* **TASK TO COMPLETE**
Extract, unchanged, each line of the listing below from its first line through the line that contains "import React from", inclusive, and nothing else.

* **DATA SHOWN**
— Start —

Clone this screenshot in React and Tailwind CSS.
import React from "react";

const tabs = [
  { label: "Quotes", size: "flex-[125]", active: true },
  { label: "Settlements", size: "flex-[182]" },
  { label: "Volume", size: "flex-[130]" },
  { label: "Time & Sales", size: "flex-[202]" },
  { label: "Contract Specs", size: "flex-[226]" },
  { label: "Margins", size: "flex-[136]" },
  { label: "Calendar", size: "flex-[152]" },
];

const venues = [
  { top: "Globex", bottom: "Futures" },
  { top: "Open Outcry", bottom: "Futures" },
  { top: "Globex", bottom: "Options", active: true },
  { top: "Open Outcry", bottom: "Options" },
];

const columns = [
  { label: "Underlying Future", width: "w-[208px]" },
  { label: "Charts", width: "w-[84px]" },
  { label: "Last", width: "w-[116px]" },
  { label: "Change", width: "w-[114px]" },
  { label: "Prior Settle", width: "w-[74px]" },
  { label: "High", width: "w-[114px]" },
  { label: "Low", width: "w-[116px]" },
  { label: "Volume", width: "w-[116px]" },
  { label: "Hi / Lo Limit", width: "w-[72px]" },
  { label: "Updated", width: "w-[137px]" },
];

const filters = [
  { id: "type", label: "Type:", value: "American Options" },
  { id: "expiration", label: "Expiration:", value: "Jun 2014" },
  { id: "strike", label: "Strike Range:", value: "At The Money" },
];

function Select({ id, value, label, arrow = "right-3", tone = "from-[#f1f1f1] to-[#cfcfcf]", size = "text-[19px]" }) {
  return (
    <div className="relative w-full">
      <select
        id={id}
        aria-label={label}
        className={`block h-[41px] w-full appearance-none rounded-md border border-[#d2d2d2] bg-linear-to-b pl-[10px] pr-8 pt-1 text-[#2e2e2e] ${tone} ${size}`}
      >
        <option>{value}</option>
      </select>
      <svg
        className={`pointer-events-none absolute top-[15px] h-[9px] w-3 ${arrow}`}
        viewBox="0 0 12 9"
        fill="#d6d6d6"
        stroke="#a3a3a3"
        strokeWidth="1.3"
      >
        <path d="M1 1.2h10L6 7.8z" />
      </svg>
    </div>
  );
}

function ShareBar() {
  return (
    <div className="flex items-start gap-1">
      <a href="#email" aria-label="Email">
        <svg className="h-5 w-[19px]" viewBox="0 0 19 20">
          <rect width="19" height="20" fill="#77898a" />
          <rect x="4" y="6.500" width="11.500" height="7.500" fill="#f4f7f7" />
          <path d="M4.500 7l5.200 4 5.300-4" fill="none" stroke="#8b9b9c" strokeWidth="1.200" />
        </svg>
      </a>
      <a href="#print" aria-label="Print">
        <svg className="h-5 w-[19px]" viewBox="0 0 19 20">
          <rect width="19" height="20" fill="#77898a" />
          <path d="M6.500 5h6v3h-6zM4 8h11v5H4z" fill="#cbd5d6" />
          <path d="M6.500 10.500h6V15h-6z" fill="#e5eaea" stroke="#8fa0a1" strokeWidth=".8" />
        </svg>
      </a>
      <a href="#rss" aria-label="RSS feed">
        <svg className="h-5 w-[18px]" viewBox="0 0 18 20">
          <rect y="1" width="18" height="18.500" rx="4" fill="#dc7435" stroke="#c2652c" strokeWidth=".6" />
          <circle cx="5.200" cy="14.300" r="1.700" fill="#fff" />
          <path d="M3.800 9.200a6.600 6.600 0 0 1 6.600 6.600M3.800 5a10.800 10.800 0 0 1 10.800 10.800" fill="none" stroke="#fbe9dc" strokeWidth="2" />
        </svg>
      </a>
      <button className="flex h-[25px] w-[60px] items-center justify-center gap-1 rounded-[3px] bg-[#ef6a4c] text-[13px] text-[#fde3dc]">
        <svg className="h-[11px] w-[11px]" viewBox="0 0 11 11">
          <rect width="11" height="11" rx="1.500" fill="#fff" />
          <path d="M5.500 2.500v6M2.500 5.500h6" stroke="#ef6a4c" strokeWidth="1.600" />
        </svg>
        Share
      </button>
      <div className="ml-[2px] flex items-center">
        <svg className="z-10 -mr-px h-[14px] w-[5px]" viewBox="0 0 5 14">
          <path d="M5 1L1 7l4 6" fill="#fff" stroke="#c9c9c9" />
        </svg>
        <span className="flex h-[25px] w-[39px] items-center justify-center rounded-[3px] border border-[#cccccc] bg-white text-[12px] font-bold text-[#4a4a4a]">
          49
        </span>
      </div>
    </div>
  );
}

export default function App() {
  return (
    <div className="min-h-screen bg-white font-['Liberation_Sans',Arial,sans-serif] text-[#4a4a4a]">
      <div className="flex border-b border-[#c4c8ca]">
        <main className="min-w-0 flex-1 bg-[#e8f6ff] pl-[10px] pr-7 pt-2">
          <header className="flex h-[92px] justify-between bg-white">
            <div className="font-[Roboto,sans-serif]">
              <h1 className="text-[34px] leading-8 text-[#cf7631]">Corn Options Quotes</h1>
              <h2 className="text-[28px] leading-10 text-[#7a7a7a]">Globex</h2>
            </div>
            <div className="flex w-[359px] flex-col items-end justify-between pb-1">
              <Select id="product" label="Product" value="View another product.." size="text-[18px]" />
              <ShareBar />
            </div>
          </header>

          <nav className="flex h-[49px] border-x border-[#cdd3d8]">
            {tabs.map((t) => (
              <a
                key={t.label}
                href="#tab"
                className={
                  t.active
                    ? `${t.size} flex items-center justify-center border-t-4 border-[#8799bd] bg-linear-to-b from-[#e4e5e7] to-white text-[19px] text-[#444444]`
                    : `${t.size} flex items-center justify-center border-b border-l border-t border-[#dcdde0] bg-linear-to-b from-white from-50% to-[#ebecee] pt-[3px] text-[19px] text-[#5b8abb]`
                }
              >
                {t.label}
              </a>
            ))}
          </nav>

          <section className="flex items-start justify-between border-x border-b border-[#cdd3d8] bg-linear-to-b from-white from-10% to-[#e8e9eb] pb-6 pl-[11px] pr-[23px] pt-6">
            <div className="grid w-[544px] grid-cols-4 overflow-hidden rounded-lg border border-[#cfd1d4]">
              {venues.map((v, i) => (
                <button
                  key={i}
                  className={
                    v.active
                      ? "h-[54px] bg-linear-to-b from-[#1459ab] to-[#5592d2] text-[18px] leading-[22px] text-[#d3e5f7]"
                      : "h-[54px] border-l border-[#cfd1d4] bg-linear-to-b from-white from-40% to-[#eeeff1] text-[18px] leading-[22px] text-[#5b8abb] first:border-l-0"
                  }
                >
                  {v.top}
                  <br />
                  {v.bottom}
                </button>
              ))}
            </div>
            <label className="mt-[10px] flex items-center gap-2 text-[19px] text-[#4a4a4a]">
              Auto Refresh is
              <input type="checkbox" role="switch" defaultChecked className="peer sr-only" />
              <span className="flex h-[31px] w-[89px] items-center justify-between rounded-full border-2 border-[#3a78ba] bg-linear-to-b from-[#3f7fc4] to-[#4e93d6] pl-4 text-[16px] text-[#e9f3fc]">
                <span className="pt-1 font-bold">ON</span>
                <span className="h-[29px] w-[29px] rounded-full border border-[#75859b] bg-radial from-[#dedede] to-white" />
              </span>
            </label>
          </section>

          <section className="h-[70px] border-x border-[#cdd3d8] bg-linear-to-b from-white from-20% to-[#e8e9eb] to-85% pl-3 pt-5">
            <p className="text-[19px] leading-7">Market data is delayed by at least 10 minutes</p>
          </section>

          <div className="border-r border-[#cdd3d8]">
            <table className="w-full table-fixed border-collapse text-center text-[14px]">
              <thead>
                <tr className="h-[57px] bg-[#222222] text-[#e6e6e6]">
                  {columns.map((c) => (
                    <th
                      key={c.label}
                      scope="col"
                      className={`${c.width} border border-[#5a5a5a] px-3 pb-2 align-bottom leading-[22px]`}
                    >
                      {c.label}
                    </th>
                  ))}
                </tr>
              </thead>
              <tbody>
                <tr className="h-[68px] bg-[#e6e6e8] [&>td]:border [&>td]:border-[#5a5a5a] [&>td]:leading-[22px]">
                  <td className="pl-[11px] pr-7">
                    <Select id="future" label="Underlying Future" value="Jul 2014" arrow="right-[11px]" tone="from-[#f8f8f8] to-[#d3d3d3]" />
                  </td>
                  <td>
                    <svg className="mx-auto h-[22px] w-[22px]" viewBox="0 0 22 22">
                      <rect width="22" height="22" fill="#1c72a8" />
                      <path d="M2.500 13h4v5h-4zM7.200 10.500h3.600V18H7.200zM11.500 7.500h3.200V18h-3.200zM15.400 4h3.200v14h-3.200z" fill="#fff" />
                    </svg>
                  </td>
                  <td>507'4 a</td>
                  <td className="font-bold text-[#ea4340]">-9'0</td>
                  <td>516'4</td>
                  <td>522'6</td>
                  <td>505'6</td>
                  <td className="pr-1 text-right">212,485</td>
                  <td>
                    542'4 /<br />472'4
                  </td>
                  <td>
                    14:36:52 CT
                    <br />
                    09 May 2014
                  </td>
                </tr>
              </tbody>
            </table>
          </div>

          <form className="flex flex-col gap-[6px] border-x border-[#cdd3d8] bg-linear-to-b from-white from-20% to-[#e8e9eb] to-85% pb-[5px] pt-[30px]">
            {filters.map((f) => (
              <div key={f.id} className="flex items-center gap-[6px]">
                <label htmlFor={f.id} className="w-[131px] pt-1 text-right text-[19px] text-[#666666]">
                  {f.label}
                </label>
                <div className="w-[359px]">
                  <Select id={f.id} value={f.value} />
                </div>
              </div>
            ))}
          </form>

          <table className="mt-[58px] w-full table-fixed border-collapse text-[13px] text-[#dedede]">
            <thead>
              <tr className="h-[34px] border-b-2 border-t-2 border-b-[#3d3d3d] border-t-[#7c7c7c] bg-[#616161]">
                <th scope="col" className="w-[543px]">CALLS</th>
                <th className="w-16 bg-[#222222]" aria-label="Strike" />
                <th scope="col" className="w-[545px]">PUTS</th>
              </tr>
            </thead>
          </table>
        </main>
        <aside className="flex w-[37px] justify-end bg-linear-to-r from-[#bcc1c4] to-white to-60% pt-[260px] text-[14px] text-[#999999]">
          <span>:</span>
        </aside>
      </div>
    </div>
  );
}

— End —

* **PROBLEM SOLUTION**
Clone this screenshot in React and Tailwind CSS.
import React from "react";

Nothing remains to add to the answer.